Un martes fuimos a clase sin saber que sería el último día de curso, y muchos de nosotros solo volveremos a Madrid para empaquetar, recoger nuestras cosas y tomar el AVE de vuelta al pueblo.  Si pensábamos que la crisis del COVID-19 era exclusivamente sanitaria, los titulares del periódico nos demuestran que estábamos equivocados. Nosotros, lo universitarios, lo sabemos muy bien. Porque cuando le contemos a nuestros hijos que hubo un año en que terminamos las clases en marzo y ellos nos envidien, tendremos que explicarles también lo que supuso cambiar nuestra forma de estudiar, de organizarnos y de trabajar.

Para todos está siendo difícil asimilar que el mundo ha cambiado en pocos meses. Sin embargo, para los universitarios que estábamos acostumbrados a los chistes del profesor, al metro de las 8:45 y a las entregas en mano esto es un verdadero caos - imagino, mucho peor para el docente que nunca supo cómo usar el Campus Virtual. Tampoco ayudaron los cinco correos por hora que recibimos con informaciones distintas y criterios ambiguos, durante los primeros días; pero parece que la comunidad universitaria está despertando y, a la vez, percatándose de que haber virtualizado el método de estudio - cuando los estudiantes ya manejaban todas las herramientas - nos habría ahorrado muchos dolores de cabeza.

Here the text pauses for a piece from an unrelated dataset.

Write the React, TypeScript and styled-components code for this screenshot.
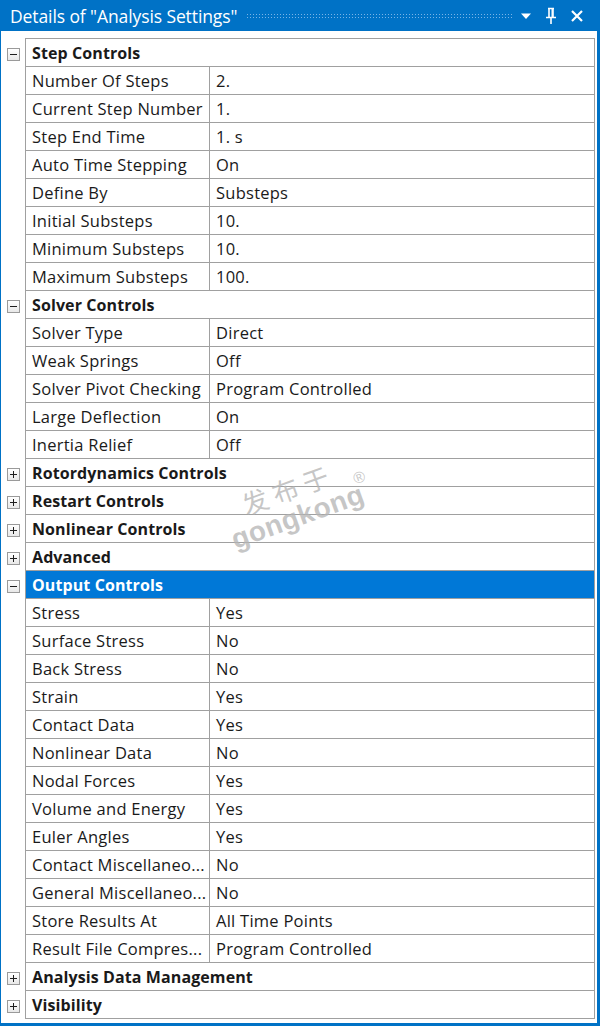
import React from "react";
import styled, { createGlobalStyle } from "styled-components";

const GlobalStyle = createGlobalStyle`
  html, body { margin: 0; padding: 0; background: #ffffff; }
  body { font-family: "Open Sans", "Noto Sans", sans-serif; }
`;

const BLUE = "#0072c6";
const GRID = "#a0a0a0";

const Window = styled.div`
  width: 600px;
  height: 1026px;
  box-sizing: border-box;
  display: flex;
  flex-direction: column;
  background: ${BLUE};
  position: relative;
  overflow: hidden;
`;

const TitleBar = styled.div`
  height: 31px;
  flex: none;
  display: flex;
  align-items: center;
  padding: 0 0 0 10px;
  color: #ffffff;
`;

const Title = styled.div`
  font-family: "Open Sans", "Noto Sans", sans-serif;
  font-size: 17.5px;
  white-space: nowrap;
  letter-spacing: -0.1px;
`;

const Grip = styled.div`
  flex: 1;
  height: 5px;
  margin: 0 8px 0 9px;
  background-image: radial-gradient(circle, rgba(160, 200, 240, 0.75) 0.8px, transparent 1px);
  background-size: 3px 3px;
  align-self: center;
`;

const Buttons = styled.div`
  display: flex;
  align-items: center;
  gap: 12px;
  padding-right: 16px;
`;

const Body = styled.div`
  flex: 1;
  background: #ffffff;
  margin: 0 3px 3px 1px;
  padding: 8px 2px 3px 0;
  position: relative;
`;

const Table = styled.div`
  display: flex;
  flex-direction: column;
`;

const Row = styled.div`
  display: flex;
  height: 28px;
`;

const Gutter = styled.div`
  width: 24px;
  flex: none;
  display: flex;
  align-items: center;
  padding-left: 6px;
  box-sizing: border-box;
`;

const Cells = styled.div<{ $first?: boolean; $selected?: boolean }>`
  flex: 1;
  display: flex;
  border-left: 1px solid ${GRID};
  border-right: 1px solid ${GRID};
  border-bottom: 1px solid ${GRID};
  border-top: ${(p) => (p.$first ? `1px solid ${GRID}` : "none")};
  margin-top: ${(p) => (p.$first ? "-1px" : "0")};
  background: ${(p) => (p.$selected ? "#0078d7" : "#ffffff")};
  color: ${(p) => (p.$selected ? "#ffffff" : "#1a1a1a")};
`;

const Cell = styled.div<{ $bold?: boolean; $name?: boolean }>`
  display: flex;
  align-items: center;
  box-sizing: border-box;
  padding-left: 6px;
  font-size: ${(p) => (p.$bold ? "16px" : "16.5px")};
  font-weight: ${(p) => (p.$bold ? 700 : 400)};
  letter-spacing: ${(p) => (p.$bold ? "0.1px" : "0.25px")};
  white-space: nowrap;
  overflow: hidden;
  ${(p) =>
    p.$name
      ? `width: 184px; flex: none; border-right: 1px solid ${GRID};`
      : "flex: 1;"}
`;

const Expander = styled.div`
  width: 11px;
  height: 11px;
  border: 1px solid #9a9a9a;
  background: linear-gradient(#ffffff, #e8e8e8);
  position: relative;
  margin-top: 2px;
  &::before {
    content: "";
    position: absolute;
    left: 2px;
    right: 2px;
    top: 5px;
    height: 1px;
    background: #1e1e1e;
  }
`;

const ExpanderPlus = styled(Expander)`
  &::after {
    content: "";
    position: absolute;
    top: 2px;
    bottom: 2px;
    left: 5px;
    width: 1px;
    background: #1e1e1e;
  }
`;

const Watermark = styled.div`
  position: absolute;
  left: 222px;
  top: 442px;
  transform: rotate(-20deg);
  color: rgba(180, 180, 180, 0.75);
  pointer-events: none;
  display: flex;
  flex-direction: column;
  align-items: flex-start;
`;

const WmCn = styled.div`
  font-family: "Noto Sans CJK SC", sans-serif;
  font-size: 26px;
  letter-spacing: 6px;
  margin-left: 22px;
  line-height: 30px;
`;

const WmEn = styled.div`
  font-family: "Liberation Sans", Arial, sans-serif;
  font-weight: 700;
  font-size: 28px;
  line-height: 30px;
  letter-spacing: 0.5px;
  position: relative;
`;

const WmReg = styled.span`
  position: absolute;
  right: -8px;
  top: -16px;
  font-size: 16px;
  font-weight: 400;
  font-family: "Liberation Sans", Arial, sans-serif;
`;

type Prop = [string, string];
type Group = { title: string; open: boolean; selected?: boolean; items: Prop[] };

const groups: Group[] = [
  {
    title: "Step Controls",
    open: true,
    items: [
      ["Number Of Steps", "2."],
      ["Current Step Number", "1."],
      ["Step End Time", "1. s"],
      ["Auto Time Stepping", "On"],
      ["Define By", "Substeps"],
      ["Initial Substeps", "10."],
      ["Minimum Substeps", "10."],
      ["Maximum Substeps", "100."],
    ],
  },
  {
    title: "Solver Controls",
    open: true,
    items: [
      ["Solver Type", "Direct"],
      ["Weak Springs", "Off"],
      ["Solver Pivot Checking", "Program Controlled"],
      ["Large Deflection", "On"],
      ["Inertia Relief", "Off"],
    ],
  },
  { title: "Rotordynamics Controls", open: false, items: [] },
  { title: "Restart Controls", open: false, items: [] },
  { title: "Nonlinear Controls", open: false, items: [] },
  { title: "Advanced", open: false, items: [] },
  {
    title: "Output Controls",
    open: true,
    selected: true,
    items: [
      ["Stress", "Yes"],
      ["Surface Stress", "No"],
      ["Back Stress", "No"],
      ["Strain", "Yes"],
      ["Contact Data", "Yes"],
      ["Nonlinear Data", "No"],
      ["Nodal Forces", "Yes"],
      ["Volume and Energy", "Yes"],
      ["Euler Angles", "Yes"],
      ["Contact Miscellaneo...", "No"],
      ["General Miscellaneo...", "No"],
      ["Store Results At", "All Time Points"],
      ["Result File Compres...", "Program Controlled"],
    ],
  },
  { title: "Analysis Data Management", open: false, items: [] },
  { title: "Visibility", open: false, items: [] },
];

export default function App() {
  let first = true;
  return (
    <>
      <GlobalStyle />
      <Window>
        <TitleBar>
          <Title>Details of "Analysis Settings"</Title>
          <Grip />
          <Buttons>
            <svg width="12" height="8" viewBox="0 0 12 8">
              <path d="M1 1.5 L11 1.5 L6 7 Z" fill="#ffffff" />
            </svg>
            <svg width="14" height="18" viewBox="0 0 14 18">
              <path d="M4 1.5 H10 M5 1.5 V10 M9 1.5 V10 M2 10.5 H12 M7 11 V17" stroke="#ffffff" strokeWidth="1.6" fill="none" />
              <path d="M8.2 2 V10" stroke="#ffffff" strokeWidth="1.4" />
            </svg>
            <svg width="14" height="14" viewBox="0 0 14 14">
              <path d="M2 2 L12 12 M12 2 L2 12" stroke="#ffffff" strokeWidth="2.2" />
            </svg>
          </Buttons>
        </TitleBar>
        <Body>
          <Table>
            {groups.map((g) => {
              const isFirst = first;
              first = false;
              return (
                <React.Fragment key={g.title}>
                  <Row>
                    <Gutter>{g.open ? <Expander /> : <ExpanderPlus />}</Gutter>
                    <Cells $first={isFirst} $selected={g.selected}>
                      <Cell $bold>{g.title}</Cell>
                    </Cells>
                  </Row>
                  {g.items.map(([n, v]) => (
                    <Row key={n}>
                      <Gutter />
                      <Cells>
                        <Cell $name>{n}</Cell>
                        <Cell>{v}</Cell>
                      </Cells>
                    </Row>
                  ))}
                </React.Fragment>
              );
            })}
          </Table>
          <Watermark>
            <WmCn>发布于</WmCn>
            <WmEn>
              gongkong
              <WmReg>®</WmReg>
            </WmEn>
          </Watermark>
        </Body>
      </Window>
    </>
  );
}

Si bien es cierto que la tecnología, a tiempo, nos hubiese ayudado a afrontar esta situación de manera más normalizada - sin necesidad de transiciones apresuradas -, ofrecer como única opción el seguimiento del curso en línea supone la exclusión de un porcentaje de estudiantes que no dispone de los suficientes medios para ello. De hecho, en 2019, un 91,4% de los hogares españoles estaban dotados con servicio de Internet; lo que, aunque parece un número prometedor, significa que prácticamente 1 de cada 10 universitarios no podrá terminar el curso - o, al menos, no lo terminará con la misma facilidad -.

Más allá de los problemas de logística, no comprendo en qué momento hemos olvidado que se trata de una situación excepcional y de que, inevitablemente, nuestras vidas no deberían seguir funcionando como de costumbre. Y no lo hacen. El confinamiento no supone únicamente trasladar toda tu actividad hacia un espacio cerrado por cuatro paredes, sino también renunciar a los domingos de familia, a los jueves de farra y a las escapadas express que tanta vida nos dan. Que guardarnos del virus sea necesario no excluye que sea sano; y una mente triste, atrofiada y encerrada ni rinde, ni fluye.

Tal vez sea esta una buena ocasión para dar a los estudiantes un voto de confianza; una oportunidad para demostrar que podemos aprender sin la necesidad de asistir a clases online que se corten a los dos minutos, de realizar exámenes por Skype absurdos o de llenar el correo del profesor con dudas.  Dadnos un libro, una pauta, un guion o cualquier otra herramienta, y dejadnos construir con ella nuestro propio aprobado sin fechas límite ni calificaciones. Dejadnos recordar por qué nos inscribimos en esa carrera.


Porque tal vez aquel último martes en que fuimos a clase, fue en realidad el primer día en que aprendimos a aprender. Y qué pena que hiciese falta una pandemia.